Although the meat snack industry is new to him, Prater brings a considerable amount of managerial experience to the table.
Originally from Tyler Texas, Prater graduated from Texas Tech with degrees in Business Management and Petroleum Land Management. For six years he worked in telecom as a performance and design engineer for Sprint Nextel before moving on to manage NextEra Energy’s power plants in Texas and later BP’s Western U.S. wind energy assets. He said that gave him the hands-on production plant operation and budgeting skills he needs to lead Hi Country.
The energy industry may seem worlds away from the meat snacks, but Prater said there are actually a lot of similarities between the two.
“Energy, it’s very regulated from the federal and state, because you’re putting power on the gird. With the FDA it’s the same thing. There are regulatory controls in place so it’s very similar. And then you have a production end of the business. In power, you’ve got people and equipment making your product,” he said. “The one dynamic of it that is very different is…your customer, their pricing’s set. You still have to give that customer service and stay on top of it, but here it’s a little more dynamic because we have different styles of customers and distribution.”
For now Prater plans to maintain the health of the business and to make sure he’s up to speed on both the company and the industry.
“Right now I’m focusing more on the sales end of the business.
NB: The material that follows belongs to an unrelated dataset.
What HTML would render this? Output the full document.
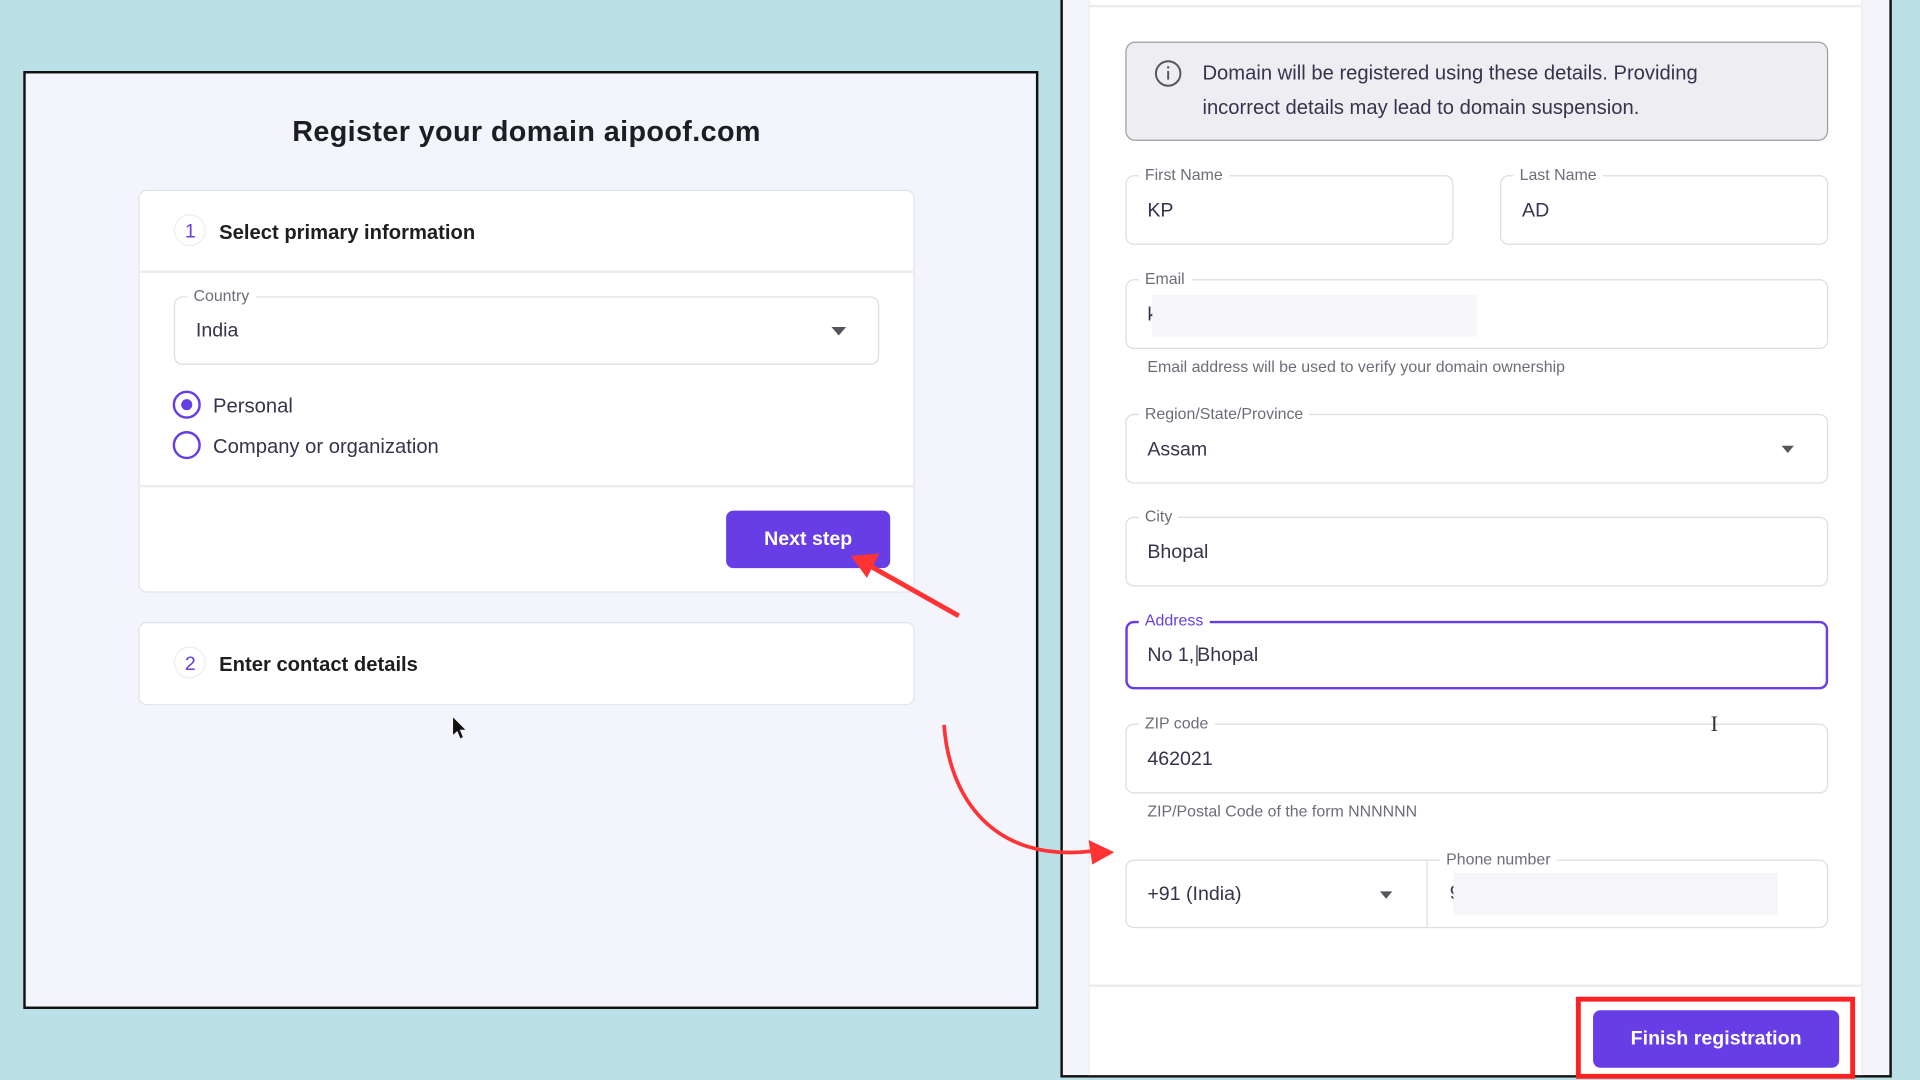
<!DOCTYPE html>
<html><head><meta charset="utf-8"><style>
html,body{margin:0;padding:0;width:1920px;height:1080px;overflow:hidden;background:#bae0e5;font-family:"Liberation Sans",sans-serif;}
#w{position:absolute;left:0;top:0;width:1568px;height:882px;transform:scale(1.22449);transform-origin:0 0;}
.a{position:absolute;box-sizing:border-box;}
.t{position:absolute;white-space:nowrap;}
.fld{position:absolute;box-sizing:border-box;border:1px solid #dcdce4;border-radius:7px;background:#fff;}
.lbl{position:absolute;top:-9px;left:10px;padding:0 5px;background:#fff;font-size:13px;color:#6d6d78;line-height:16px;}
.val{position:absolute;left:17px;top:50%;transform:translateY(-45%);font-size:16px;color:#36344d;}
.tri{position:absolute;width:0;height:0;border-left:6px solid transparent;border-right:6px solid transparent;border-top:7px solid #55555e;}
.btn{position:absolute;background:#673de6;color:#fff;font-weight:bold;font-size:16px;border-radius:6px;text-align:center;}
</style></head><body><div id="w">

<!-- Left panel -->
<div class="a" style="left:19px;top:58px;width:829px;height:766px;border:2px solid #111;background:#f4f4fd;"></div>
<div class="t" style="left:0;width:860px;top:94px;text-align:center;font-size:23.5px;font-weight:bold;color:#1d1e20;letter-spacing:0.3px;">Register your domain aipoof.com</div>

<div class="a" style="left:113px;top:155px;width:634px;height:329px;background:#fff;border:1px solid #e2e2ea;border-radius:7px;"></div>
<div class="a" style="left:113px;top:221px;width:634px;height:2px;background:#ebebf0;"></div>
<div class="a" style="left:142px;top:175px;width:26px;height:26px;border:1px solid #ececf4;border-radius:50%;"></div>
<div class="t" style="left:151px;top:181px;font-size:16px;color:#673de6;">1</div>
<div class="t" style="left:179px;top:181px;font-size:16.5px;font-weight:bold;color:#1d1e20;">Select primary information</div>

<div class="fld" style="left:142px;top:242px;width:576px;height:56px;"><div class="lbl">Country</div><div class="val">India</div><div class="tri" style="left:536px;top:24px;"></div></div>

<div class="a" style="left:141px;top:319px;width:23px;height:23px;border:2px solid #673de6;border-radius:50%;"></div>
<div class="a" style="left:148px;top:326px;width:9px;height:9px;background:#673de6;border-radius:50%;"></div>
<div class="t" style="left:174px;top:323px;font-size:16.5px;color:#36344d;">Personal</div>
<div class="a" style="left:141px;top:352px;width:23px;height:23px;border:2px solid #673de6;border-radius:50%;"></div>
<div class="t" style="left:174px;top:356px;font-size:16.5px;color:#36344d;">Company or organization</div>
<div class="a" style="left:113px;top:396px;width:634px;height:2px;background:#ebebf0;"></div>
<div class="btn" style="left:593px;top:417px;width:134px;height:47px;line-height:47px;">Next step</div>

<div class="a" style="left:113px;top:508px;width:634px;height:68px;background:#fff;border:1px solid #e2e2ea;border-radius:7px;"></div>
<div class="a" style="left:142px;top:528px;width:26px;height:26px;border:1px solid #ececf4;border-radius:50%;"></div>
<div class="t" style="left:151px;top:534px;font-size:16px;color:#673de6;">2</div>
<div class="t" style="left:179px;top:534px;font-size:16.5px;font-weight:bold;color:#1d1e20;">Enter contact details</div>

<!-- Right panel -->
<div class="a" style="left:866px;top:-4px;width:679px;height:884px;border:2px solid #111;background:#f4f4fb;"></div>
<div class="a" style="left:889px;top:0;width:632px;height:878px;background:#fff;border-left:1px solid #ececf2;border-right:1px solid #ececf2;"></div>
<div class="a" style="left:889px;top:4px;width:632px;height:2px;background:#ebebf0;"></div>
<div class="a" style="left:889px;top:804px;width:632px;height:2px;background:#ebebf0;"></div>

<div class="a" style="left:919px;top:34px;width:574px;height:81px;background:#ededf2;border:1.5px solid #9d9da6;border-radius:8px;"></div>
<svg class="a" style="left:942px;top:48px" width="24" height="24"><circle cx="12" cy="12" r="10" fill="none" stroke="#55555e" stroke-width="1.6"/><line x1="12" y1="10" x2="12" y2="17" stroke="#55555e" stroke-width="1.6"/><circle cx="12" cy="7" r="1" fill="#55555e"/></svg>
<div class="t" style="left:982px;top:46px;font-size:16.5px;color:#36344d;line-height:28px;">Domain will be registered using these details. Providing<br>incorrect details may lead to domain suspension.</div>

<div class="fld" style="left:919px;top:143px;width:268px;height:57px;"><div class="lbl">First Name</div><div class="val">KP</div></div>
<div class="fld" style="left:1225px;top:143px;width:268px;height:57px;"><div class="lbl">Last Name</div><div class="val">AD</div></div>
<div class="fld" style="left:919px;top:228px;width:574px;height:57px;"><div class="lbl">Email</div><div class="val">k</div><div class="a" style="left:21px;top:12px;width:265px;height:34px;background:#f5f5fa;"></div></div>
<div class="t" style="left:937px;top:292px;font-size:13px;color:#6d6d78;">Email address will be used to verify your domain ownership</div>
<div class="fld" style="left:919px;top:338px;width:574px;height:57px;"><div class="lbl">Region/State/Province</div><div class="val">Assam</div><div class="tri" style="left:535px;top:25px;border-left-width:5px;border-right-width:5px;border-top-width:6px;"></div></div>
<div class="fld" style="left:919px;top:422px;width:574px;height:57px;"><div class="lbl">City</div><div class="val">Bhopal</div></div>
<div class="fld" style="left:919px;top:507px;width:574px;height:56px;border:2px solid #673de6;"><div class="lbl" style="color:#673de6;top:-10px;left:9px;">Address</div><div class="val" style="left:16px;">No 1, <span style="border-left:1px solid #333;margin-left:-3px;">Bhopal</span></div></div>
<div class="fld" style="left:919px;top:591px;width:574px;height:57px;"><div class="lbl">ZIP code</div><div class="val">462021</div></div>
<div class="t" style="left:1397px;top:581px;font-size:18px;color:#333;font-family:'Liberation Serif',serif;">I</div>
<div class="t" style="left:937px;top:655px;font-size:13px;color:#6d6d78;">ZIP/Postal Code of the form NNNNNN</div>
<div class="fld" style="left:919px;top:702px;width:574px;height:56px;"><div class="val">+91 (India)</div><div class="tri" style="left:207px;top:25px;border-left-width:5px;border-right-width:5px;border-top-width:6px;"></div>
<div class="a" style="left:245px;top:0;width:1px;height:54px;background:#dcdce4;"></div>
<div class="lbl" style="left:256px;">Phone number</div><div class="t" style="left:264px;top:18px;font-size:16px;color:#36344d;">9</div><div class="a" style="left:267px;top:10px;width:265px;height:34px;background:#f5f5fa;"></div></div>

<div class="a" style="left:1287px;top:814px;width:228px;height:67px;border:4px solid #f22;"></div>
<div class="btn" style="left:1301px;top:825px;width:201px;height:47px;line-height:47px;">Finish registration</div>

<svg class="a" style="left:0;top:0" width="1568" height="882">
<path d="M370 586 L370 600 L373.5 597 L376 603 L378 602 L375.5 596 L380 596 Z" fill="#111"/>
<line x1="783" y1="503" x2="712" y2="463" stroke="#f33" stroke-width="4"/>
<path d="M695 454 L718 452 L708 472 Z" fill="#f33"/>
<path d="M771 592 C775 650 810 705 892 695" stroke="#f33" stroke-width="3" fill="none"/>
<path d="M910 696 L889 686 L892 706 Z" fill="#f33"/>
</svg>

</div></body></html>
That’s where we feel more opportunity is right now and that will help the rest of the business,” he said. “Everybody I’ve talked to, I have not heard one negative thing about the product itself. It’s really a name that’s recognized in Montana.”
Despite the brands popularity in Montana and surrounding states, it faces stiff competition nationally from large corporations like Jack Links, Slim Jim and Oberto as well as from other regional manufacturers like Tillamook. Fortunately the billion-dollar meat snack industry is expected to keep growing, and if there is one thing about Hi Country Prater does want to export, it’s brand recognition, particularly for the company’s hallmark jerky.
“The spice is easier to do outside the state,” he said, “We do a lot of business outside the state in both areas, but I think (meat snacks are) where our growth’s gonna be,” he said.
As thing progress at Hi Country Prater will have Johnson to turn to for guidance. “He’s got a lot of knowledge, a lot of information and he’s kind of mentoring me with the industry,” he said. “We meet daily and go over what’s going on in the industry and how some of the business decisions have been made and why, and the history behind that.”
Likewise, Prater said the staff at Hi Country has been very receptive, although they have a lot of questions. “They all want to know what’s going on. My perception is they all seem to be very engaged and know what they’re doing and want Hi Country to be successful, so for somebody managing a business to have a team that is engaged and looks out for the best of the business, that end of it has been really good,” he said.
Regardless of the speculation about the company’s future, Praters approach to it is simple. “Just put your positive foot forward and say what your plan is and be open.”